París. De nuevo.

17 de Mayo de 2006. Medianoche en Paris. Restaurante “Le Coupole” en el Boulevard Montparnasse. En el centro de la mesa, la fuente de ostras prometida a mis acompañantes fuera como fuese el partido. Estar en París ya era suficientemente importante como para celebrarlo. No quería que el resultado pudiese trastocar mi dicha. Mi hermano, el mayor de mis sobrinos y mi hijo con 9 años. Era su primera final. Su final. Para mí, en cambio, era ya la tercera tras Sevilla y Atenas. No pude asistir a la de Wembley, destino de los sorteos, falta de contactos y falta de dinero para remediar la falta de fortuna. A Atenas fuí solo. Acabé cenando con unos milanistas en una terraza del barrio de los Dioses, Plaka, justo debajo e la Acrópolis. No puede decirse que fueran dos finales felices en cuanto al resultado aunque de ambas guardo grandes recuerdos.

Durante un montón de días antes le había hablado, a mi hijo, de la posibilidad de perder. De la posibilidad de poder perder. A veces en el deporte se pierde y en otras se puede perder.

Pero ahí estábamos, en un mítico restaurante parisino, símbolo de «l´Art Déco» y de la historia de Montparnasse, de los años locos del París de entreguerras. Sintiendo el eco del descorche de las más de 1200 botellas de champagne del día de la inaguración allá en 1927. En el mismo espacio en que se situaban Derain, Léger, Picasso, Chagall y Vlaminck mientras Man Rai ajustaba sus objetivos. En el que conversaron Breton y Aragon, y Henry Miller y Anaïs Nin, estos quizás intercambiandose algo más que palabras, mientras Matisse apuraba la jarra de cerveza y Joyce alineaba los vasos vacíos de whisky. Con el tiempo pasaron Sartre y Beauvoir, y Camus, este último celebrando su Premio Nobel. Cohn-Benditt subido sobre la mesa en estampa de ese añorado Mayo del 68, con Patti Smith en la terraza tocando la guitarra y un Gaisbourg besando tiernamente a Jane Birkin como anticipo del «je t´aime… moi non plus» que nos hizo imaginar a todos como debería ser estar entre los riñones de la Birkin y esperando a que nos retuviera entre ellos eternamente, mientras seguía susurrando las palabras.

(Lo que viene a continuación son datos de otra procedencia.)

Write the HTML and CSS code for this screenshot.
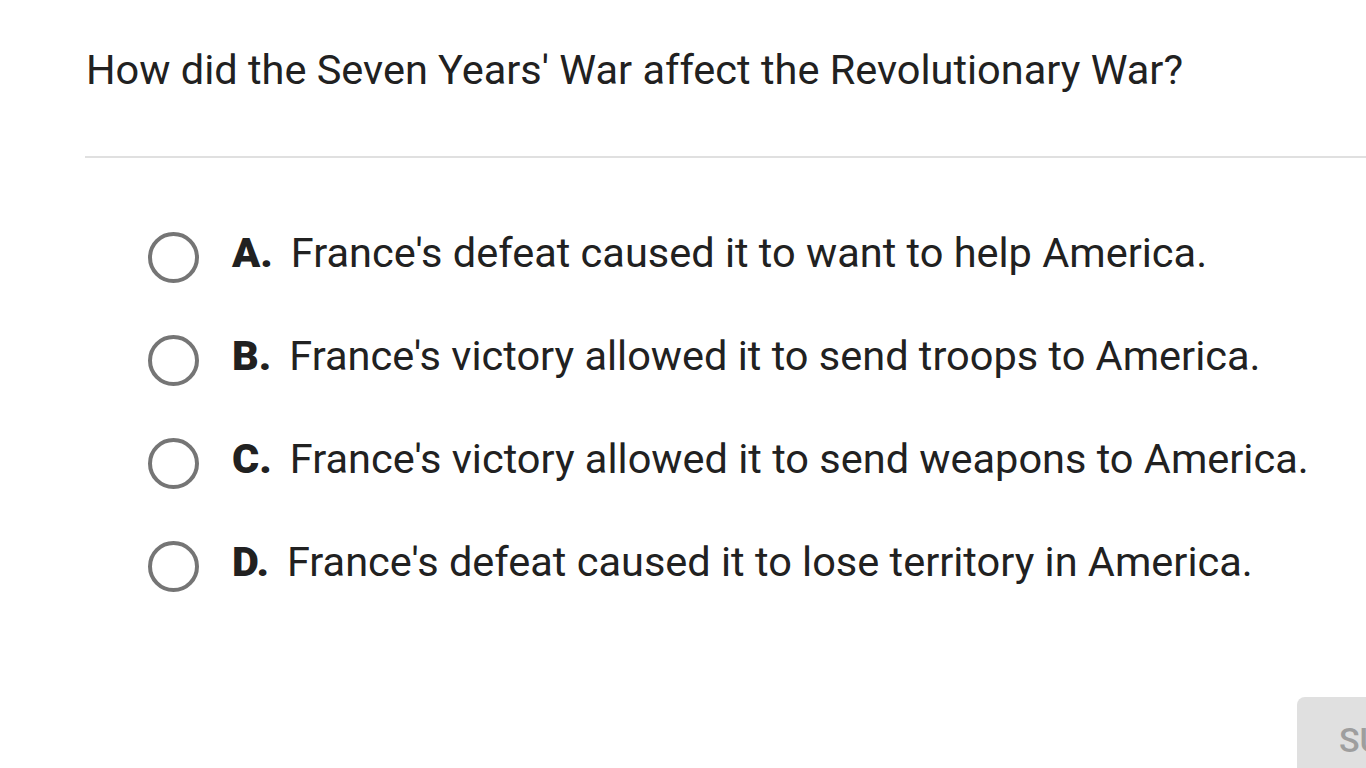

Ahí, devorando ostras y hablando del Barça y de Larsson y de Belletti, de Ronadinho y Puyol, de Márquez y Eto´o y de tantos y tantos que hubieran merecido estar en ese lugar, ese día y a esa hora, jugadores importantes y ánonimos con el paso de los años, pasamos una inolvidable velada hasta que el sueño venció a los pequeños, con sus caras reflejando la felicidad del momento y el cansancio y la tensión acumulada.

Hoy se vuelve a cruzar París en la historia del Barça. Mi hijo ha crecido. El Barça me ha dado la posibilidad de estar más tiempo con mi hijo, durante estos años, de lo que me pertoca. De sentarnos juntos en la grada comentando el partido mientras la vida pasa a nuestro alrededor. De escuchar inquietudes y confidencias entre carreras de laterales pisando la cal y robos de balón en presiones asfixiantes. De hablar de estudios y amistades viendo regates imposibles y centros desde la linea de fondo. Compartir quince minutos de descanso y transformarlos en dos besos y un abrazo suficientes para llenar ese tiempo en que no está. Miradas cómplices en el gol y en la derrota. Alegrías y tristezas compartidas más allá del cesped y la pelota.